-- BEGIN Given information --

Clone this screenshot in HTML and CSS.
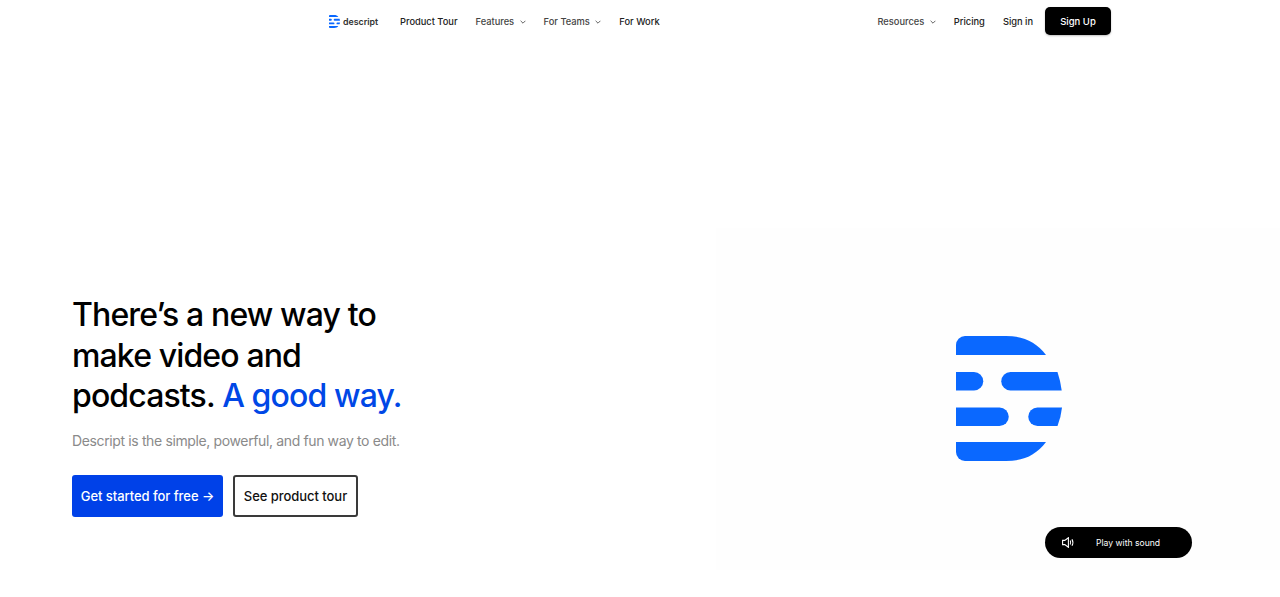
FILE: index.html
```html
<!DOCTYPE html>
<html lang="en">

<head>
    <meta charset="UTF-8">
    <title>Descript</title>
    <link rel="stylesheet" href="styles.css">
</head>

<body>
    <svg class="defs" width="0" height="0">
        <symbol id="mark" viewBox="0 0 106 125">
            <path d="M0 19V9a9 9 0 0 1 9-9H50C68 0 80 6 90 19Z" />
            <path d="M0 36H18a9.25 9.25 0 0 1 0 18.5H0Z" />
            <path d="M54.5 36H101.5Q104.5 45 105.7 54.5H54.5a9.25 9.25 0 0 1 0-18.5Z" />
            <path d="M0 71.5H43.5a9.25 9.25 0 0 1 0 18.5H0Z" />
            <path d="M81.5 71.5H106Q105 81 101.5 90H81.5a9.25 9.25 0 0 1 0-18.5Z" />
            <path d="M0 106V116a9 9 0 0 0 9 9H50C68 125 80 119 90 106Z" />
        </symbol>
    </svg>

    <header class="nav">
        <a class="logo" href="#">
            <svg class="logo-mark" width="11" height="13"><use href="#mark" /></svg>
            <span>descript</span>
        </a>
        <nav class="links">
            <a class="link strong" href="#">Product Tour</a>
            <a class="link" href="#">Features <svg class="chev" width="6" height="4" viewBox="0 0 6 4"><path d="M.6.8 3 3.2 5.4.8" /></svg></a>
            <a class="link" href="#">For Teams <svg class="chev" width="6" height="4" viewBox="0 0 6 4"><path d="M.6.8 3 3.2 5.4.8" /></svg></a>
            <a class="link strong" href="#">For Work</a>
        </nav>
        <nav class="links right">
            <a class="link" href="#">Resources <svg class="chev" width="6" height="4" viewBox="0 0 6 4"><path d="M.6.8 3 3.2 5.4.8" /></svg></a>
            <a class="link strong" href="#">Pricing</a>
            <a class="link strong" href="#">Sign in</a>
            <a class="signup" href="#">Sign Up</a>
        </nav>
    </header>

    <main class="hero">
        <section class="copy">
            <h1>There’s a new way to make video and podcasts. <span class="blue">A good way.</span></h1>
            <p class="lead">Descript is the simple, powerful, and fun way to edit.</p>
            <div class="actions">
                <a class="btn primary" href="#">Get started for free →</a>
                <a class="btn outline" href="#">See product tour</a>
            </div>
        </section>
        <section class="video">
            <svg class="video-mark" width="106" height="125"><use href="#mark" /></svg>
            <button class="sound">
                <svg width="13" height="11" viewBox="0 0 13 11">
                    <path class="speaker" d="M.6 3.4H2.8L6.4.7V10.3L2.8 7.6H.6Z" />
                    <path class="speaker" d="M8.2 3.6Q9.2 5.5 8.2 7.4M10 2.2Q11.8 5.5 10 8.8" />
                </svg>
                <span>Play with sound</span>
            </button>
        </section>
    </main>
</body>

</html>
```

FILE: styles.css
```css
* {
    box-sizing: border-box;
}

body {
    margin: 0;
    background: #fff;
    color: #000;
    font-family: Inter, "Liberation Sans", sans-serif;
    overflow: hidden;
}

a {
    color: inherit;
    text-decoration: none;
}

.defs {
    position: absolute;
}

/* nav */
.nav {
    display: flex;
    align-items: center;
    height: 42px;
    padding: 0 169px 0 329px;
}

.logo {
    display: flex;
    align-items: center;
    gap: 3px;
    width: 71px;
    font-size: 8.8px;
    font-weight: 600;
    color: #333;
}

.logo-mark {
    fill: #0a68ff;
}

.links {
    display: flex;
    align-items: center;
    gap: 18px;
}

.right {
    margin-left: auto;
}

.link {
    font-size: 9.3px;
    font-weight: 500;
    color: #444;
}

.strong {
    color: #222;
}

.chev {
    margin-left: 3px;
    vertical-align: 1px;
    fill: none;
    stroke: #555;
    stroke-width: 0.9;
}

.signup {
    display: flex;
    align-items: center;
    justify-content: center;
    width: 66px;
    height: 28px;
    margin-left: -6px;
    background: #000;
    border-radius: 5px;
    color: #fff;
    font-size: 9.5px;
    font-weight: 500;
    box-shadow: 0 1px 2px rgba(0, 0, 0, 0.25);
}

/* hero */
.hero {
    display: grid;
    grid-template-columns: 716px 564px;
    margin-top: 186px;
}

.copy {
    padding: 67px 0 0 72px;
}

h1 {
    width: 340px;
    margin: 0;
    font-size: 32px;
    font-weight: 500;
    line-height: 40.5px;
    letter-spacing: -0.87px;
}

.blue {
    color: #0047e6;
}

.lead {
    margin: 14px 0 0;
    font-size: 14px;
    line-height: 20px;
    letter-spacing: -0.37px;
    color: #8a8a8a;
}

.actions {
    display: flex;
    gap: 10px;
    margin-top: 24px;
}

.btn {
    display: flex;
    align-items: center;
    justify-content: center;
    height: 42px;
    border-radius: 3px;
    font-size: 13px;
    font-weight: 500;
    letter-spacing: -0.05px;
}

.primary {
    width: 151px;
    background: #0041e8;
    color: #fff;
}

.outline {
    width: 125px;
    border: 2px solid #3a3a3a;
    color: #111;
}

.video {
    position: relative;
    display: flex;
    align-items: center;
    justify-content: center;
    height: 342px;
    padding: 0 0 1px 22px;
    background: #fefefe;
}

.video-mark {
    fill: #0a68ff;
}

.sound {
    position: absolute;
    left: 329px;
    top: 299px;
    display: flex;
    align-items: center;
    width: 147px;
    height: 31px;
    padding: 0 0 0 17px;
    border: 0;
    border-radius: 16px;
    background: #000;
    color: #fff;
    font-family: inherit;
    font-size: 8.6px;
}

.sound span {
    margin-left: 21px;
}

.speaker {
    fill: none;
    stroke: #fff;
    stroke-width: 1.1;
}
```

-- END Given information --

Retype the whole listing, keeping every line identical and omitting all pictures.

Clone this screenshot in HTML and CSS.
FILE: index.html
```html
<!DOCTYPE html>
<html lang="en">

<head>
    <meta charset="UTF-8">
    <title>Descript</title>
    <link rel="stylesheet" href="styles.css">
</head>

<body>
    <svg class="defs" width="0" height="0">
        <symbol id="mark" viewBox="0 0 106 125">
            <path d="M0 19V9a9 9 0 0 1 9-9H50C68 0 80 6 90 19Z" />
            <path d="M0 36H18a9.25 9.25 0 0 1 0 18.5H0Z" />
            <path d="M54.5 36H101.5Q104.5 45 105.7 54.5H54.5a9.25 9.25 0 0 1 0-18.5Z" />
            <path d="M0 71.5H43.5a9.25 9.25 0 0 1 0 18.5H0Z" />
            <path d="M81.5 71.5H106Q105 81 101.5 90H81.5a9.25 9.25 0 0 1 0-18.5Z" />
            <path d="M0 106V116a9 9 0 0 0 9 9H50C68 125 80 119 90 106Z" />
        </symbol>
    </svg>

    <header class="nav">
        <a class="logo" href="#">
            <svg class="logo-mark" width="11" height="13"><use href="#mark" /></svg>
            <span>descript</span>
        </a>
        <nav class="links">
            <a class="link strong" href="#">Product Tour</a>
            <a class="link" href="#">Features <svg class="chev" width="6" height="4" viewBox="0 0 6 4"><path d="M.6.8 3 3.2 5.4.8" /></svg></a>
            <a class="link" href="#">For Teams <svg class="chev" width="6" height="4" viewBox="0 0 6 4"><path d="M.6.8 3 3.2 5.4.8" /></svg></a>
            <a class="link strong" href="#">For Work</a>
        </nav>
        <nav class="links right">
            <a class="link" href="#">Resources <svg class="chev" width="6" height="4" viewBox="0 0 6 4"><path d="M.6.8 3 3.2 5.4.8" /></svg></a>
            <a class="link strong" href="#">Pricing</a>
            <a class="link strong" href="#">Sign in</a>
            <a class="signup" href="#">Sign Up</a>
        </nav>
    </header>

    <main class="hero">
        <section class="copy">
            <h1>There’s a new way to make video and podcasts. <span class="blue">A good way.</span></h1>
            <p class="lead">Descript is the simple, powerful, and fun way to edit.</p>
            <div class="actions">
                <a class="btn primary" href="#">Get started for free →</a>
                <a class="btn outline" href="#">See product tour</a>
            </div>
        </section>
        <section class="video">
            <svg class="video-mark" width="106" height="125"><use href="#mark" /></svg>
            <button class="sound">
                <svg width="13" height="11" viewBox="0 0 13 11">
                    <path class="speaker" d="M.6 3.4H2.8L6.4.7V10.3L2.8 7.6H.6Z" />
                    <path class="speaker" d="M8.2 3.6Q9.2 5.5 8.2 7.4M10 2.2Q11.8 5.5 10 8.8" />
                </svg>
                <span>Play with sound</span>
            </button>
        </section>
    </main>
</body>

</html>
```

FILE: styles.css
```css
* {
    box-sizing: border-box;
}

body {
    margin: 0;
    background: #fff;
    color: #000;
    font-family: Inter, "Liberation Sans", sans-serif;
    overflow: hidden;
}

a {
    color: inherit;
    text-decoration: none;
}

.defs {
    position: absolute;
}

/* nav */
.nav {
    display: flex;
    align-items: center;
    height: 42px;
    padding: 0 169px 0 329px;
}

.logo {
    display: flex;
    align-items: center;
    gap: 3px;
    width: 71px;
    font-size: 8.8px;
    font-weight: 600;
    color: #333;
}

.logo-mark {
    fill: #0a68ff;
}

.links {
    display: flex;
    align-items: center;
    gap: 18px;
}

.right {
    margin-left: auto;
}

.link {
    font-size: 9.3px;
    font-weight: 500;
    color: #444;
}

.strong {
    color: #222;
}

.chev {
    margin-left: 3px;
    vertical-align: 1px;
    fill: none;
    stroke: #555;
    stroke-width: 0.9;
}

.signup {
    display: flex;
    align-items: center;
    justify-content: center;
    width: 66px;
    height: 28px;
    margin-left: -6px;
    background: #000;
    border-radius: 5px;
    color: #fff;
    font-size: 9.5px;
    font-weight: 500;
    box-shadow: 0 1px 2px rgba(0, 0, 0, 0.25);
}

/* hero */
.hero {
    display: grid;
    grid-template-columns: 716px 564px;
    margin-top: 186px;
}

.copy {
    padding: 67px 0 0 72px;
}

h1 {
    width: 340px;
    margin: 0;
    font-size: 32px;
    font-weight: 500;
    line-height: 40.5px;
    letter-spacing: -0.87px;
}

.blue {
    color: #0047e6;
}

.lead {
    margin: 14px 0 0;
    font-size: 14px;
    line-height: 20px;
    letter-spacing: -0.37px;
    color: #8a8a8a;
}

.actions {
    display: flex;
    gap: 10px;
    margin-top: 24px;
}

.btn {
    display: flex;
    align-items: center;
    justify-content: center;
    height: 42px;
    border-radius: 3px;
    font-size: 13px;
    font-weight: 500;
    letter-spacing: -0.05px;
}

.primary {
    width: 151px;
    background: #0041e8;
    color: #fff;
}

.outline {
    width: 125px;
    border: 2px solid #3a3a3a;
    color: #111;
}

.video {
    position: relative;
    display: flex;
    align-items: center;
    justify-content: center;
    height: 342px;
    padding: 0 0 1px 22px;
    background: #fefefe;
}

.video-mark {
    fill: #0a68ff;
}

.sound {
    position: absolute;
    left: 329px;
    top: 299px;
    display: flex;
    align-items: center;
    width: 147px;
    height: 31px;
    padding: 0 0 0 17px;
    border: 0;
    border-radius: 16px;
    background: #000;
    color: #fff;
    font-family: inherit;
    font-size: 8.6px;
}

.sound span {
    margin-left: 21px;
}

.speaker {
    fill: none;
    stroke: #fff;
    stroke-width: 1.1;
}
```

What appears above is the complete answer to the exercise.